Several hours after the Nafta-Moskva reply, Lauer responded for Kerimov from New York as follows:
“1. Mr. Kerimov did and still maintain trading positions with Renaissance Group. He lost nothing. 2. Our client placed full trust and confidence in Mr. Jennings’ ability to manage the bank. 3. When the company got into trouble with liquidity (due to trading losses and reduced credit ratings, which led to a credit/trading lines cut outs with major Western banks), Mr. Jennings negotiated the decision to exit the business with the sale of his portion of ownership to his 50% partner Onexim Group of Michael Prokhorov. Our client knows Mr. Prokhorov quite well for many years and he is our client’s business partner in Polyus Gold International plc. 4. Mr. Kerimov met with Mr. Jennings only once in his (Mr. Kerimov’s) office to discuss the business perspectives of Renaissance in light of the change of shareholding structure of the bank. They did not meet after that, especially in public places. Mr. Kerimov still maintains good relations with Mr. Jennings, however, the operational contacts with him and his managers are carried out by Nafta Group’s management. 5. Now, the business relations with Renaissance is handled by the same existing management team, but under the ownership of Onexim Group.
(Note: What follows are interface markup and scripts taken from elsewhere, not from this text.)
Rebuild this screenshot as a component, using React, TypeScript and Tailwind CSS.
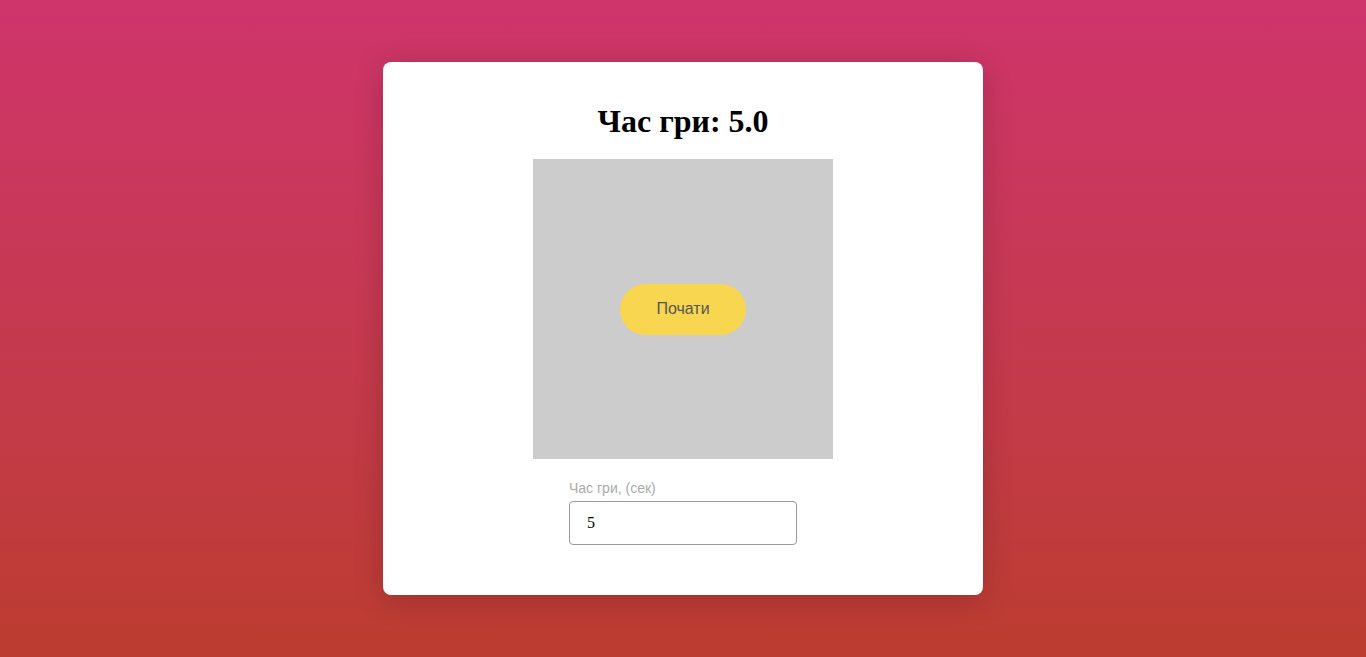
export default function App() {
  return (
    <div className="min-h-[657px] w-full bg-gradient-to-b from-[#cf346b] to-[#bc3c2f] flex justify-center pt-[62px]">
      <div className="w-[600px] h-[533px] bg-white rounded-[8px] shadow-[0_5px_30px_rgba(0,0,0,0.18)] flex flex-col items-center">
        <h1 className="mt-[41px] h-[37px] leading-[37px] text-[32px] font-bold text-black" style={{ fontFamily: '"Liberation Serif", "Times New Roman", serif' }}>
          Час гри: 5.0
        </h1>
        <div className="mt-[19px] w-[300px] h-[300px] bg-[#cccccc] flex items-center justify-center">
          <button className="w-[126px] h-[51px] rounded-full bg-[#f9d64f] text-[#555555] text-[16px]" style={{ fontFamily: '"Liberation Sans", Arial, sans-serif' }}>
            Почати
          </button>
        </div>
        <div className="mt-[21px] w-[228px] flex flex-col" style={{ fontFamily: '"Liberation Sans", Arial, sans-serif' }}>
          <label className="text-[14px] leading-[16px] text-[#aaaaaa]">Час гри, (сек)</label>
          <input
            defaultValue="5"
            className="mt-[5px] w-[228px] h-[44px] border border-[#999999] rounded-[4px] pl-[17px] text-[16px] text-black outline-none"
            style={{ fontFamily: '"Liberation Serif", "Times New Roman", serif' }}
          />
        </div>
      </div>
    </div>
  );
}
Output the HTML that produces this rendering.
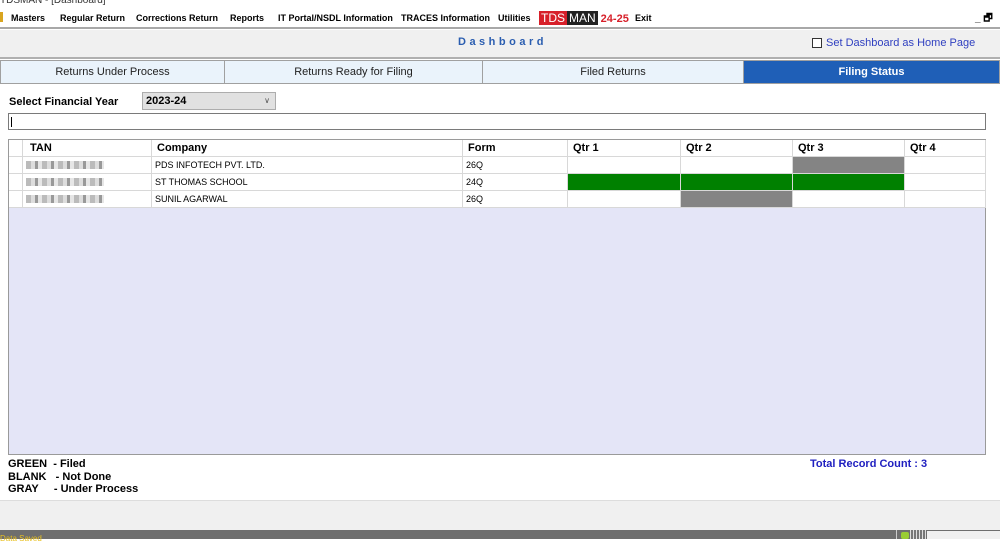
<!DOCTYPE html>
<html><head><style>
*{margin:0;padding:0;box-sizing:border-box}
body{width:1000px;height:539px;position:relative;overflow:hidden;background:#fff;font-family:"Liberation Sans",Arial,sans-serif;font-size:11px;color:#000}
.a{position:absolute}
.m{position:absolute;top:13px;font-weight:bold;font-size:9px;white-space:nowrap}
.tab{position:absolute;top:60px;height:24px;background:#eaf3fb;border:1px solid #a0a0a0;text-align:center;line-height:22px;font-size:11px;color:#222}
.cell{position:absolute;border-right:1px solid #d8d8d8;border-bottom:1px solid #d8d8d8;background:#fff;font-size:9px;line-height:16px;padding-left:3px}
.blur{width:78px;height:8px;margin-top:4px;background:repeating-linear-gradient(90deg,#bbb 0 5px,#ddd 5px 9px,#999 9px 12px,#e6e6e6 12px 16px)}
</style></head><body>
<div class="a" style="top:-5px;left:0;font-size:10px;color:#333">TDSMAN - [Dashboard]</div>
<div class="a" style="top:8px;left:0;width:1000px;height:21px;background:#fff;border-bottom:2px solid #a8a8a8"></div>
<div class="a" style="top:12px;left:0;width:3px;height:10px;background:#d9a520"></div>
<div class="m" style="left:11px">Masters</div>
<div class="m" style="left:60px">Regular Return</div>
<div class="m" style="left:136px">Corrections Return</div>
<div class="m" style="left:230px">Reports</div>
<div class="m" style="left:278px">IT Portal/NSDL Information</div>
<div class="m" style="left:401px">TRACES Information</div>
<div class="m" style="left:498px">Utilities</div>
<div class="a" style="top:11px;left:539px;height:15px;font-size:12px;line-height:15px;white-space:nowrap"><span style="background:#d7202a;color:#fff;padding:0 2px">TDS</span><span style="background:#222;color:#fff;padding:0 2px">MAN</span><span style="color:#d7202a;font-weight:bold;padding:0 3px;font-size:11px">24-25</span></div>
<div class="m" style="left:635px">Exit</div>
<div class="a" style="top:11px;left:975px;font-size:10px;font-weight:bold">_ &#x1F5D7;</div>
<div class="a" style="top:30px;left:0;width:1000px;height:29px;background:#f0f0f0;border-bottom:2px solid #b0b0b0"></div>
<div class="a" style="top:36px;left:458px;color:#2a5db0;font-weight:bold;font-size:11px;letter-spacing:3.5px">Dashboard</div>
<div class="a" style="top:38px;left:812px;width:10px;height:10px;border:1px solid #333;background:#fff"></div>
<div class="a" style="top:37px;left:826px;color:#3040c0;font-size:11px">Set Dashboard as Home Page</div>
<div class="tab" style="left:0;width:225px">Returns Under Process</div>
<div class="tab" style="left:224px;width:259px">Returns Ready for Filing</div>
<div class="tab" style="left:482px;width:262px">Filed Returns</div>
<div class="tab" style="left:743px;width:257px;background:#1f5fb7;color:#fff;font-weight:bold">Filing Status</div>
<div class="a" style="top:96px;left:9px;font-weight:bold;font-size:11px">Select Financial Year</div>
<div class="a" style="top:92px;left:142px;width:134px;height:18px;background:#e1e1e1;border:1px solid #adadad;font-weight:bold;font-size:11px;line-height:16px;padding-left:3px">2023-24<span style="position:absolute;right:5px;font-weight:normal;font-size:8px;color:#555">&#8744;</span></div>
<div class="a" style="top:113px;left:8px;width:978px;height:17px;border:1px solid #7a7a7a;background:#fff"><div style="margin:3px 0 0 2px;width:1px;height:10px;background:#000"></div></div>
<div class="a" style="top:139px;left:8px;width:978px;height:316px;background:#e4e5f7;border:1px solid #9a9a9a"></div>
<div class="a" style="top:140px;left:9px">
<div class="cell" style="left:0;top:0;width:14px;height:17px"></div>
<div class="cell" style="left:14px;top:0;width:129px;height:17px;font-weight:bold;font-size:11px;padding-left:7px">TAN</div>
<div class="cell" style="left:143px;top:0;width:311px;height:17px;font-weight:bold;font-size:11px;padding-left:5px">Company</div>
<div class="cell" style="left:454px;top:0;width:105px;height:17px;font-weight:bold;font-size:11px;padding-left:5px">Form</div>
<div class="cell" style="left:559px;top:0;width:113px;height:17px;font-weight:bold;font-size:11px;padding-left:5px">Qtr 1</div>
<div class="cell" style="left:672px;top:0;width:112px;height:17px;font-weight:bold;font-size:11px;padding-left:5px">Qtr 2</div>
<div class="cell" style="left:784px;top:0;width:112px;height:17px;font-weight:bold;font-size:11px;padding-left:5px">Qtr 3</div>
<div class="cell" style="left:896px;top:0;width:81px;height:17px;font-weight:bold;font-size:11px;padding-left:5px">Qtr 4</div>

<div class="cell" style="left:0;top:17px;width:14px;height:17px"></div>
<div class="cell" style="left:14px;top:17px;width:129px;height:17px"><div class="blur"></div></div>
<div class="cell" style="left:143px;top:17px;width:311px;height:17px">PDS INFOTECH PVT. LTD.</div>
<div class="cell" style="left:454px;top:17px;width:105px;height:17px">26Q</div>
<div class="cell" style="left:559px;top:17px;width:113px;height:17px"></div>
<div class="cell" style="left:672px;top:17px;width:112px;height:17px"></div>
<div class="cell" style="left:784px;top:17px;width:112px;height:17px;background:#848484"></div>
<div class="cell" style="left:896px;top:17px;width:81px;height:17px"></div>

<div class="cell" style="left:0;top:34px;width:14px;height:17px"></div>
<div class="cell" style="left:14px;top:34px;width:129px;height:17px"><div class="blur"></div></div>
<div class="cell" style="left:143px;top:34px;width:311px;height:17px">ST THOMAS SCHOOL</div>
<div class="cell" style="left:454px;top:34px;width:105px;height:17px">24Q</div>
<div class="cell" style="left:559px;top:34px;width:113px;height:17px;background:#008000"></div>
<div class="cell" style="left:672px;top:34px;width:112px;height:17px;background:#008000"></div>
<div class="cell" style="left:784px;top:34px;width:112px;height:17px;background:#008000"></div>
<div class="cell" style="left:896px;top:34px;width:81px;height:17px"></div>

<div class="cell" style="left:0;top:51px;width:14px;height:17px"></div>
<div class="cell" style="left:14px;top:51px;width:129px;height:17px"><div class="blur"></div></div>
<div class="cell" style="left:143px;top:51px;width:311px;height:17px">SUNIL AGARWAL</div>
<div class="cell" style="left:454px;top:51px;width:105px;height:17px">26Q</div>
<div class="cell" style="left:559px;top:51px;width:113px;height:17px"></div>
<div class="cell" style="left:672px;top:51px;width:112px;height:17px;background:#848484"></div>
<div class="cell" style="left:784px;top:51px;width:112px;height:17px"></div>
<div class="cell" style="left:896px;top:51px;width:81px;height:17px"></div>
</div>
<div class="a" style="top:458px;left:8px;font-weight:bold;font-size:11px;line-height:12.5px;white-space:pre">GREEN  - Filed
BLANK   - Not Done
GRAY     - Under Process</div>
<div class="a" style="top:458px;left:810px;color:#2020c0;font-weight:bold;font-size:11px">Total Record Count : 3</div>
<div class="a" style="top:500px;left:0;width:1000px;height:30px;background:#f0f0f0;border-top:1px solid #ddd"></div>
<div class="a" style="top:530px;left:0;width:1000px;height:9px;background:#6e6e6e"></div>
<div class="a" style="top:534px;left:0;font-size:8px;color:#e8c020">Data Saved</div>
<div class="a" style="top:530px;left:896px;width:1px;height:9px;background:#ccc"></div>
<div class="a" style="top:532px;left:901px;width:8px;height:7px;background:#9c3;border-radius:2px"></div>
<div class="a" style="top:530px;left:910px;width:16px;height:9px;background:repeating-linear-gradient(90deg,#ddd 0 1px,#777 1px 3px)"></div>
<div class="a" style="top:531px;left:927px;width:73px;height:8px;background:#f0f0f0"></div>
</body></html>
This has added additional confidence in the bank by foreign financial institution, since Onexim promised to provide sufficient liquidity to the bank to maintain its business operations. 6. Our client plans to continue and expand the trading business with Renaissance Group, since it is considered one of the most efficient trading houses in Russia today.”
The New York and Moscow statements are almost identical. You don’t have to be Akira Kurosawa to detect the differences.